▸ Stated task: Collect every line below that contains the word "down".

▸ Stored data:

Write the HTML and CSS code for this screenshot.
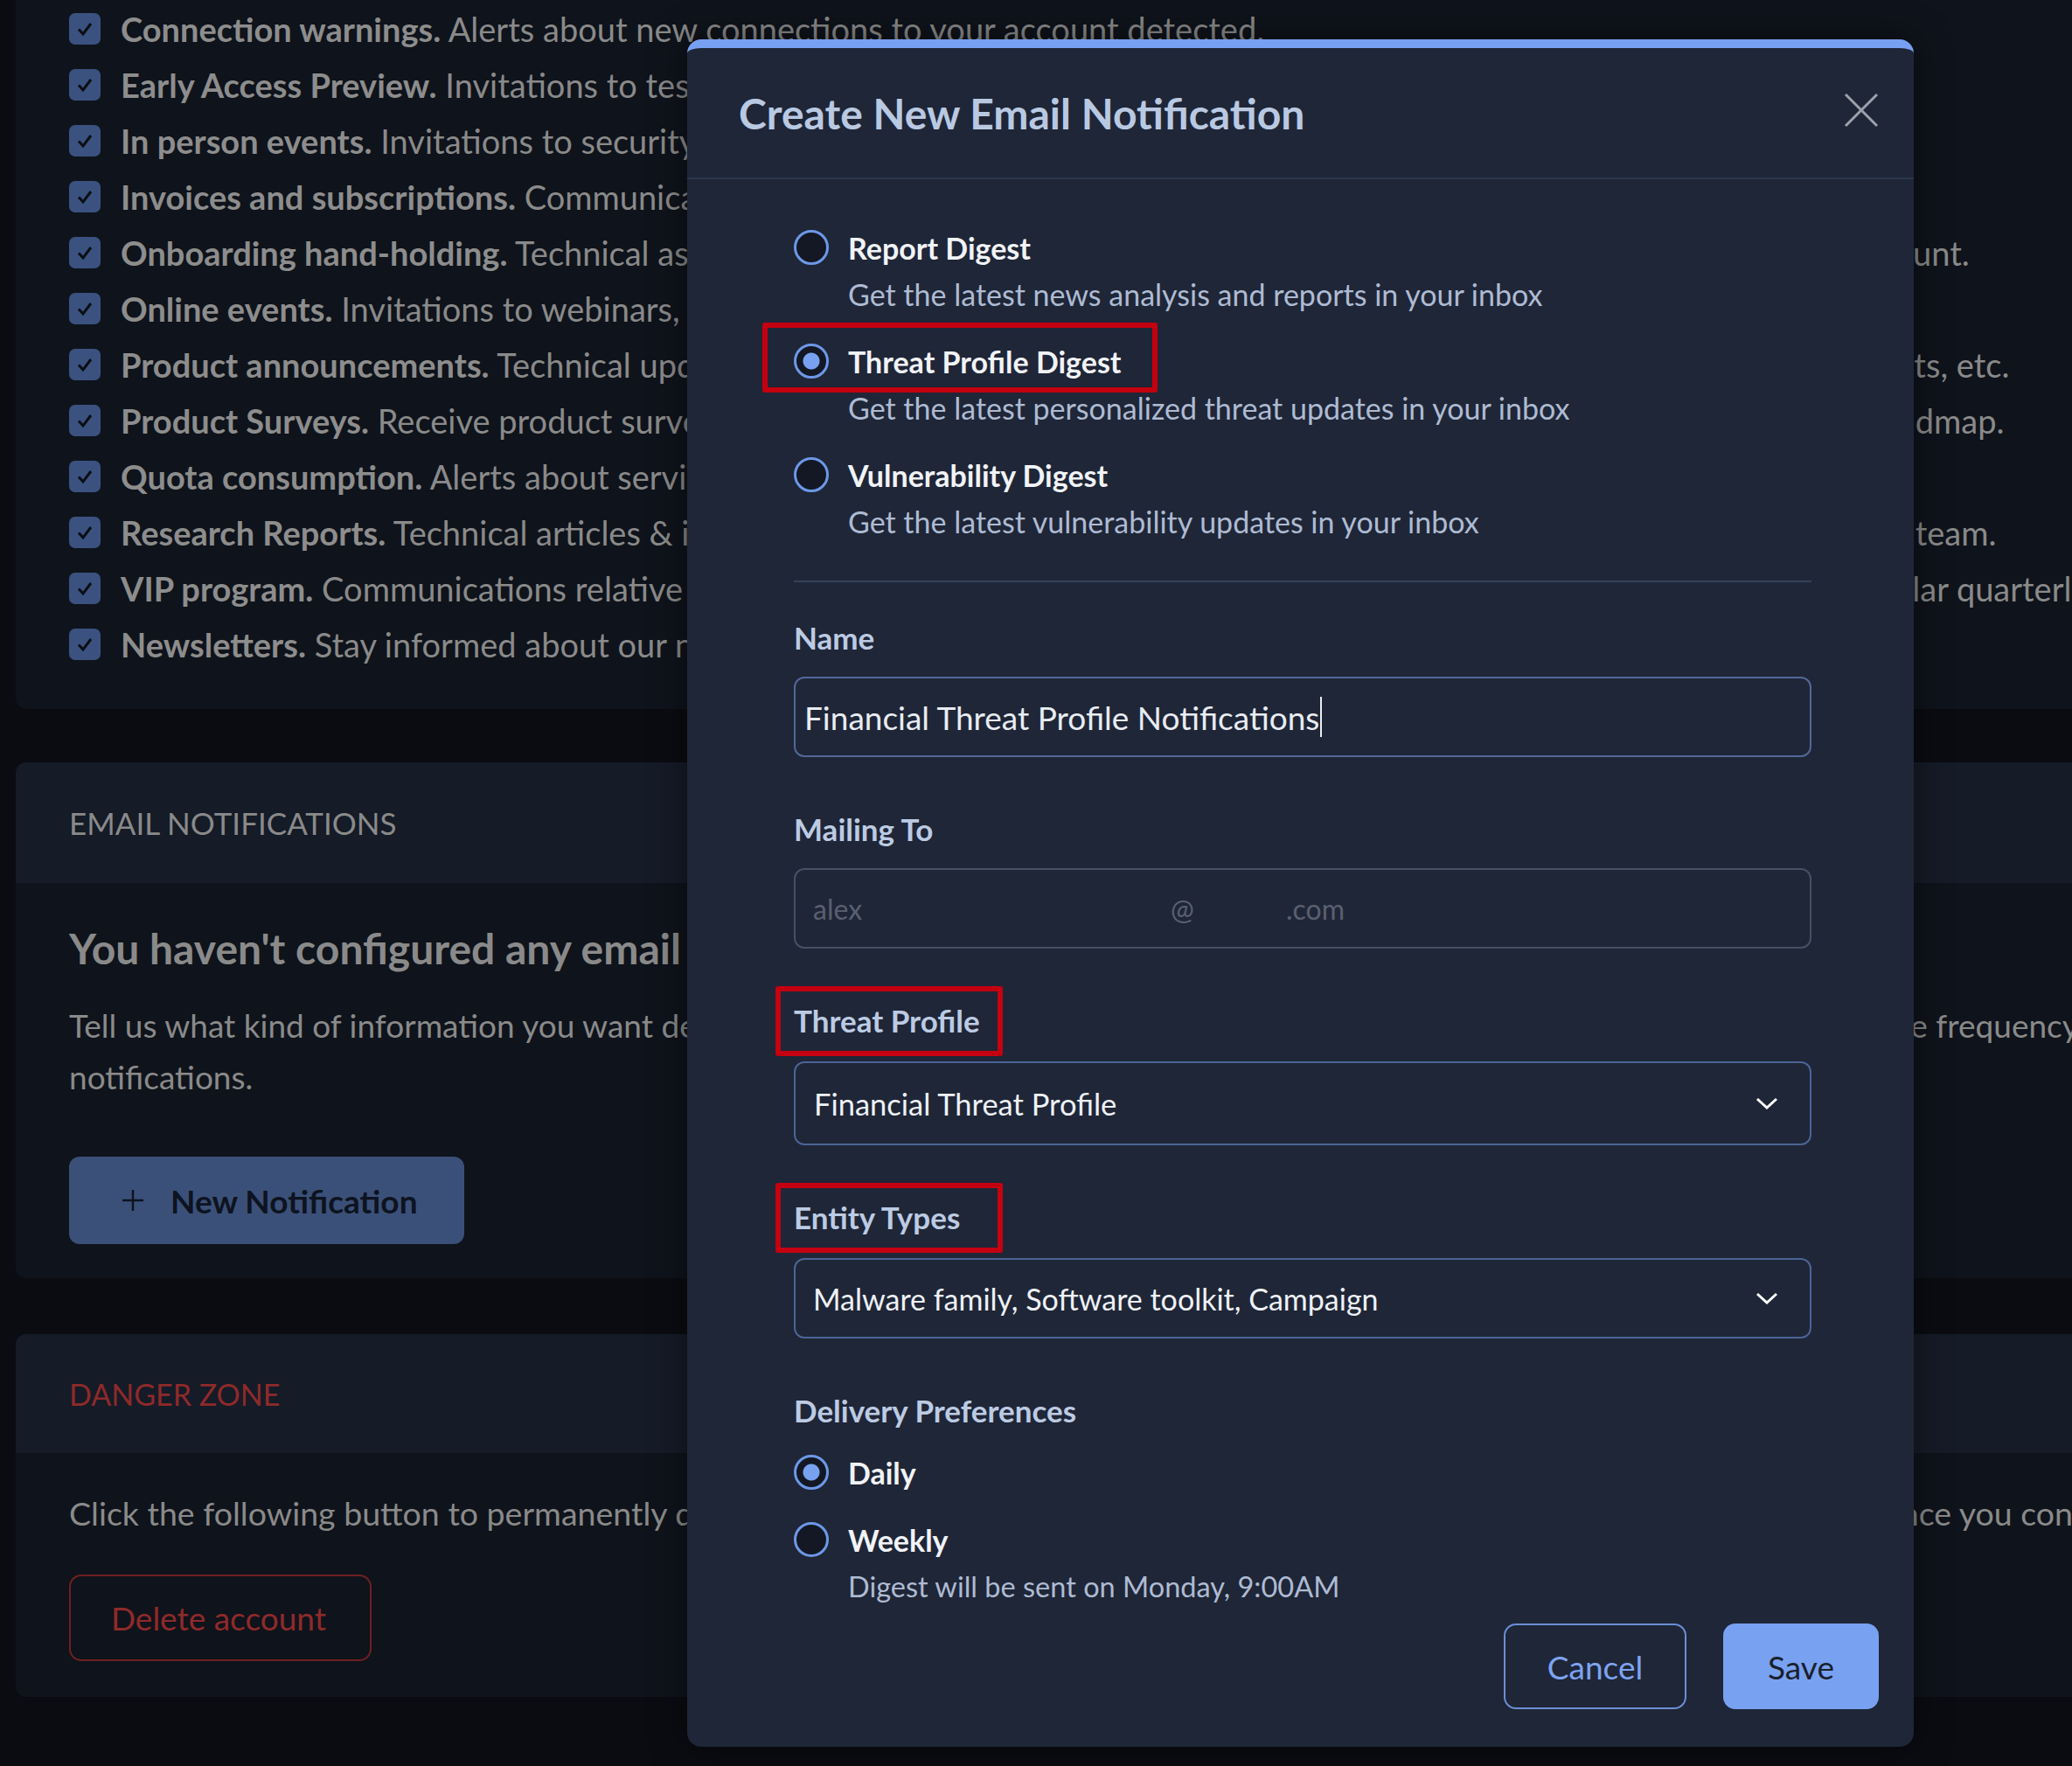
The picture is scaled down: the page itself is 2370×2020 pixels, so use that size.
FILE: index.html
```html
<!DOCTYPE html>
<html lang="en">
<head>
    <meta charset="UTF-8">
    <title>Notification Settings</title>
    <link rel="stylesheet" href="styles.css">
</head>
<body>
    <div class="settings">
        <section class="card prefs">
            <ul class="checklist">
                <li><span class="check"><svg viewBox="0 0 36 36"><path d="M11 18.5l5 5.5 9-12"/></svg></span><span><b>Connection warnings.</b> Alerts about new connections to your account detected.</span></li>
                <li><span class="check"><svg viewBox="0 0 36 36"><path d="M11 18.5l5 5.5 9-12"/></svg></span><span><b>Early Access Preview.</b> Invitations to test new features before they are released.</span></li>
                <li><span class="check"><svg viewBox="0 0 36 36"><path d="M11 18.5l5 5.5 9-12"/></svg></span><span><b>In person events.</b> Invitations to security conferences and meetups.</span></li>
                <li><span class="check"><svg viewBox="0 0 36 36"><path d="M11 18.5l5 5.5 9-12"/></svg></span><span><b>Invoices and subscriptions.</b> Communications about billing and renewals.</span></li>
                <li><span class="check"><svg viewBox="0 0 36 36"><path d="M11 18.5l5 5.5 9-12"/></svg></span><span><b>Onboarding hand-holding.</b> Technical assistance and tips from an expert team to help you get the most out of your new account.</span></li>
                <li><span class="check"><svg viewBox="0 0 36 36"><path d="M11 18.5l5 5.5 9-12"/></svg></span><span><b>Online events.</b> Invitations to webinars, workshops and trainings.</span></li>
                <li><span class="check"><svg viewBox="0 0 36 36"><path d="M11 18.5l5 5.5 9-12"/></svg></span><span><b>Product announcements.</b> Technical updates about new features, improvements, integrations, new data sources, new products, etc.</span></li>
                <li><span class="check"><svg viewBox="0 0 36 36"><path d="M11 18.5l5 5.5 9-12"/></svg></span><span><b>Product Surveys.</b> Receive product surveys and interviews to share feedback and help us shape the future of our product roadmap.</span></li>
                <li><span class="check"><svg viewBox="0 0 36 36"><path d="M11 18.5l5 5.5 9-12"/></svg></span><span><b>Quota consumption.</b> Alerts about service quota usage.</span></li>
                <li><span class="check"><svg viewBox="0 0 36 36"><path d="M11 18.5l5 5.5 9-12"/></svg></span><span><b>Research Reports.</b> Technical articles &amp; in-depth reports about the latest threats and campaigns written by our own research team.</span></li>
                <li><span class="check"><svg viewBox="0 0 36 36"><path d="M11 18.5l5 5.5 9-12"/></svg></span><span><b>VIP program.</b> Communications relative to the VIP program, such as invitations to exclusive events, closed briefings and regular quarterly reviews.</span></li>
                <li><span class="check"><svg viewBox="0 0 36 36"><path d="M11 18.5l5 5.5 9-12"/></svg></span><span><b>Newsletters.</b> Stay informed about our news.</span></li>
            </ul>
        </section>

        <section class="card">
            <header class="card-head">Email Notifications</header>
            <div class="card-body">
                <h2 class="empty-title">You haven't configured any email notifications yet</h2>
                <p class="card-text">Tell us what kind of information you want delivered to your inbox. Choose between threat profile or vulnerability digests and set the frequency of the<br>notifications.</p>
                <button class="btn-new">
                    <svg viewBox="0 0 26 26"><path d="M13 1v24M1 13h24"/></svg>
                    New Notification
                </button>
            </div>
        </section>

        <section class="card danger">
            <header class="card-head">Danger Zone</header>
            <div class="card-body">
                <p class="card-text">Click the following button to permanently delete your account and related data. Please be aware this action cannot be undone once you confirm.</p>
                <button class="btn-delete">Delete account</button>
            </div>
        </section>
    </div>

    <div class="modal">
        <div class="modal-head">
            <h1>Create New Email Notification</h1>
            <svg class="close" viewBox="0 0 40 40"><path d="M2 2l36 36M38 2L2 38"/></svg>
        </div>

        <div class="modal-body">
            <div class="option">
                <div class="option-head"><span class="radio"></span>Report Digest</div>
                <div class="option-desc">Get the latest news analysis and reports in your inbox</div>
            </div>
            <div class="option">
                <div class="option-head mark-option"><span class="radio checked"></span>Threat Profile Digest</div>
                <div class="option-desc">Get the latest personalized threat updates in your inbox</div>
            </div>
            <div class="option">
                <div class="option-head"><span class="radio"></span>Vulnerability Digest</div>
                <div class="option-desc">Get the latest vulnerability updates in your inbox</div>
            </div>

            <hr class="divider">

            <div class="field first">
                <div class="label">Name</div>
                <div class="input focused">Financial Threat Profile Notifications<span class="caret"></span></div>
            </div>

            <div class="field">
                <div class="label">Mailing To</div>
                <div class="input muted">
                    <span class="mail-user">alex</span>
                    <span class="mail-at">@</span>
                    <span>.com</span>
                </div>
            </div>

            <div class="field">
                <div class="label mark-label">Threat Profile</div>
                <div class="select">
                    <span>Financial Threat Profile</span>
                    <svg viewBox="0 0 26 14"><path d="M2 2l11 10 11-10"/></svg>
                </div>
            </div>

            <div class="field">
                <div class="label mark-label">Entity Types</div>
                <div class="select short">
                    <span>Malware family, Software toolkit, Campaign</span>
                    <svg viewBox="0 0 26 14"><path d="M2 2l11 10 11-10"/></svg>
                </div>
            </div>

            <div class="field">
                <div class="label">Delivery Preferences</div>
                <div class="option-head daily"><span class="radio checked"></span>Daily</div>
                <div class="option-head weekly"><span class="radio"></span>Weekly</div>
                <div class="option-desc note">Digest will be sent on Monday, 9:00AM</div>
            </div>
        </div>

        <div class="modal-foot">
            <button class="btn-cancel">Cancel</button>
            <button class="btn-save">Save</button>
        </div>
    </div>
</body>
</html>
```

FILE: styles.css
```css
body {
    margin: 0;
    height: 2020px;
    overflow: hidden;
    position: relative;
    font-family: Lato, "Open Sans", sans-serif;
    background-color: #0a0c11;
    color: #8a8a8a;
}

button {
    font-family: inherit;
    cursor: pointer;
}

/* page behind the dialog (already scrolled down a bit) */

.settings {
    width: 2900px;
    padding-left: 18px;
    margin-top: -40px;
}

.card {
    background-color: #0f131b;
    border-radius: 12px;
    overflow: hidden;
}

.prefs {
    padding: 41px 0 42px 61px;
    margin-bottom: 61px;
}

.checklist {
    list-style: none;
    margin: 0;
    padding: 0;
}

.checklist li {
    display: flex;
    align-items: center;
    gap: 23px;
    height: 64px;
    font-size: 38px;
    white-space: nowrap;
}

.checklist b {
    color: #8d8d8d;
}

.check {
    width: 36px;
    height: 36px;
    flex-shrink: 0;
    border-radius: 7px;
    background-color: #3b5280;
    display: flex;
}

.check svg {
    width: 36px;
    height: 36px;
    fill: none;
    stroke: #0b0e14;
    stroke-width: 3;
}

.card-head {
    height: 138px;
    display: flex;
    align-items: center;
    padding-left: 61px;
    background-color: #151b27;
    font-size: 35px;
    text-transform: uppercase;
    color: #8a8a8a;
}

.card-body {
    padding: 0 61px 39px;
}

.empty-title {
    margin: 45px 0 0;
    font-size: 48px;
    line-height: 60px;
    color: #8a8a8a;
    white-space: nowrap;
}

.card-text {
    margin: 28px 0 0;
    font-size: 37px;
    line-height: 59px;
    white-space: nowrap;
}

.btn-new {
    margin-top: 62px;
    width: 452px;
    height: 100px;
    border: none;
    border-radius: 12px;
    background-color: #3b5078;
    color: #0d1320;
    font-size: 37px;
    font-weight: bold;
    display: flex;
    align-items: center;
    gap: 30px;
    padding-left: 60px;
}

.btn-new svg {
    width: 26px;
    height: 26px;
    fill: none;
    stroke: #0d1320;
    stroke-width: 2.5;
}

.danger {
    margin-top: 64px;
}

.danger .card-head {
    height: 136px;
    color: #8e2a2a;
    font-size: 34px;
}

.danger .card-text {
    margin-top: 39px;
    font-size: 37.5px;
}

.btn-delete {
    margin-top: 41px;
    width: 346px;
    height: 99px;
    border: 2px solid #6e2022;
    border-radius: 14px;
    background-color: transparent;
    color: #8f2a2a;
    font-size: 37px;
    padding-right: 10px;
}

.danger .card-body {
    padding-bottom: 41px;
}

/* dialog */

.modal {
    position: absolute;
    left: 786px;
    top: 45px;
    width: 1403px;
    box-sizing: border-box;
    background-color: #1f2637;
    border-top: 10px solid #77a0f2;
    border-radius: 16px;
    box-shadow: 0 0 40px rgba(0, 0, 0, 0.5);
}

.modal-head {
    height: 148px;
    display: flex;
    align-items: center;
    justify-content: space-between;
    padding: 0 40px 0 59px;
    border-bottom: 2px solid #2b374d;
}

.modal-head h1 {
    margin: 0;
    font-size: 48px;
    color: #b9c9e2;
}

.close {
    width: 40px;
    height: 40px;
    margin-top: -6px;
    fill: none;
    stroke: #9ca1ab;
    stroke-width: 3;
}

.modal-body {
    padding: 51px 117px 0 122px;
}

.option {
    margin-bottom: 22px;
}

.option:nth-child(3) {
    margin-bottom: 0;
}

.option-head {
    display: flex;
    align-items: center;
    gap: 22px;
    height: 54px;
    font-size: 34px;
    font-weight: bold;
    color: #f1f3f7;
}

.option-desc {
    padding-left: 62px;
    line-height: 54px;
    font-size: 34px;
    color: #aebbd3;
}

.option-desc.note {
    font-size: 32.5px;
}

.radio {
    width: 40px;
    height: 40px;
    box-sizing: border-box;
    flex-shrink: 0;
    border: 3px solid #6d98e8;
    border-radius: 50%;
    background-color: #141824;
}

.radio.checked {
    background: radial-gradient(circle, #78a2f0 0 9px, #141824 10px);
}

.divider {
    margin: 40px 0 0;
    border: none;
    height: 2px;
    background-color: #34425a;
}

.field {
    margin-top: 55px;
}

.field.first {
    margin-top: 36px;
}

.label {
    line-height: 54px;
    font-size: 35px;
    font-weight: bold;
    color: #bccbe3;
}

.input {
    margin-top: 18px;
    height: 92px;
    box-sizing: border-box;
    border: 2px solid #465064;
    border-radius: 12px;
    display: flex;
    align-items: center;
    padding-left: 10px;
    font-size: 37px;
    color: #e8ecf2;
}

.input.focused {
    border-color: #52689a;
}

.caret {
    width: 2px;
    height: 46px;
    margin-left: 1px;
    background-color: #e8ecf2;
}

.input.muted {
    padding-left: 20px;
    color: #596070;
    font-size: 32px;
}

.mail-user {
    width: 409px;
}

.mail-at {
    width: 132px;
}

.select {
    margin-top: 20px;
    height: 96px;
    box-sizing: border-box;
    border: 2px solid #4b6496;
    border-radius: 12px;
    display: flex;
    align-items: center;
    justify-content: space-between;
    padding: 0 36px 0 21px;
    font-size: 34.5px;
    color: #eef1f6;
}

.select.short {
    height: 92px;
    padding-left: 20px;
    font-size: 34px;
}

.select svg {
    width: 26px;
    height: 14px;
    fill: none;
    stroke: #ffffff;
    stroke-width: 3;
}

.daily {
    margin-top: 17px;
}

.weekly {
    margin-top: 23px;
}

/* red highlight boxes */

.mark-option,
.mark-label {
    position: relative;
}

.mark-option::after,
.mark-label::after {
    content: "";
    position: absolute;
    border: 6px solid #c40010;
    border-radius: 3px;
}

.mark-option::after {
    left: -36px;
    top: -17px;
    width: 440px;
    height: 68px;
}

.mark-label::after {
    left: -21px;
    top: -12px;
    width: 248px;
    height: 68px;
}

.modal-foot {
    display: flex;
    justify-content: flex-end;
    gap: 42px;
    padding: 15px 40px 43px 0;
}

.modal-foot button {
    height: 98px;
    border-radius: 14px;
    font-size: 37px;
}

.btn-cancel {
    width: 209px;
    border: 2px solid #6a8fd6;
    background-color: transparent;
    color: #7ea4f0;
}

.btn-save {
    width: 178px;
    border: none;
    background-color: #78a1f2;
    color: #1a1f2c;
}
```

▸ Finished exercise:
The picture is scaled down: the page itself is 2370×2020 pixels, so use that size.
/* page behind the dialog (already scrolled down a bit) */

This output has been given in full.